* [Aim]:
Your task is to repeat the lines below exactly, excluding any pictures they contain.

-------- Provided data --------

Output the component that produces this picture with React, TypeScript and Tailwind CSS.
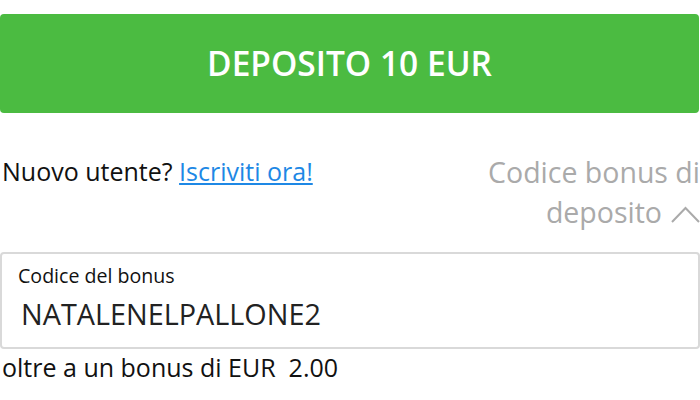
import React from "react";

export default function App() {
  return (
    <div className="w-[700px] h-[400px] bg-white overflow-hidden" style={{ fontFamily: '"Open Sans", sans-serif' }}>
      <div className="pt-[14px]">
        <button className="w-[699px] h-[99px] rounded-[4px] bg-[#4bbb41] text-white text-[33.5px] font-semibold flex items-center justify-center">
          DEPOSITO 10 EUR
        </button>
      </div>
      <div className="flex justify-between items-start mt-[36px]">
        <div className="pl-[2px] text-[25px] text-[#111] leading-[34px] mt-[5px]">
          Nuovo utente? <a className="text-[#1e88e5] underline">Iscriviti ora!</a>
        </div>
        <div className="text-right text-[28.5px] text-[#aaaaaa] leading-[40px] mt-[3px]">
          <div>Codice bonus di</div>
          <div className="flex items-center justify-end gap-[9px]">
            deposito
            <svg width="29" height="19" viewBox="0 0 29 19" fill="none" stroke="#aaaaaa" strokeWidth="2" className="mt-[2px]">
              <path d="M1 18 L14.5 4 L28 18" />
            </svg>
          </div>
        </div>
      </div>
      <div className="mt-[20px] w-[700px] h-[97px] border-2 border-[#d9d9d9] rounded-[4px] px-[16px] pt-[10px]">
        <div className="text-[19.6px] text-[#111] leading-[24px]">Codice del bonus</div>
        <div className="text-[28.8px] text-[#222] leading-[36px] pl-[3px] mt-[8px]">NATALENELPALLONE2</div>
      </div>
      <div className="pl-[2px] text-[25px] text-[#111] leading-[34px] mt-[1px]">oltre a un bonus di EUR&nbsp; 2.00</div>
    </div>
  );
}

--------

* [Solution for this task]:
Output the component that produces this picture with React, TypeScript and Tailwind CSS.
import React from "react";

export default function App() {
  return (
    <div className="w-[700px] h-[400px] bg-white overflow-hidden" style={{ fontFamily: '"Open Sans", sans-serif' }}>
      <div className="pt-[14px]">
        <button className="w-[699px] h-[99px] rounded-[4px] bg-[#4bbb41] text-white text-[33.5px] font-semibold flex items-center justify-center">
          DEPOSITO 10 EUR
        </button>
      </div>
      <div className="flex justify-between items-start mt-[36px]">
        <div className="pl-[2px] text-[25px] text-[#111] leading-[34px] mt-[5px]">
          Nuovo utente? <a className="text-[#1e88e5] underline">Iscriviti ora!</a>
        </div>
        <div className="text-right text-[28.5px] text-[#aaaaaa] leading-[40px] mt-[3px]">
          <div>Codice bonus di</div>
          <div className="flex items-center justify-end gap-[9px]">
            deposito
            <svg width="29" height="19" viewBox="0 0 29 19" fill="none" stroke="#aaaaaa" strokeWidth="2" className="mt-[2px]">
              <path d="M1 18 L14.5 4 L28 18" />
            </svg>
          </div>
        </div>
      </div>
      <div className="mt-[20px] w-[700px] h-[97px] border-2 border-[#d9d9d9] rounded-[4px] px-[16px] pt-[10px]">
        <div className="text-[19.6px] text-[#111] leading-[24px]">Codice del bonus</div>
        <div className="text-[28.8px] text-[#222] leading-[36px] pl-[3px] mt-[8px]">NATALENELPALLONE2</div>
      </div>
      <div className="pl-[2px] text-[25px] text-[#111] leading-[34px] mt-[1px]">oltre a un bonus di EUR&nbsp; 2.00</div>
    </div>
  );
}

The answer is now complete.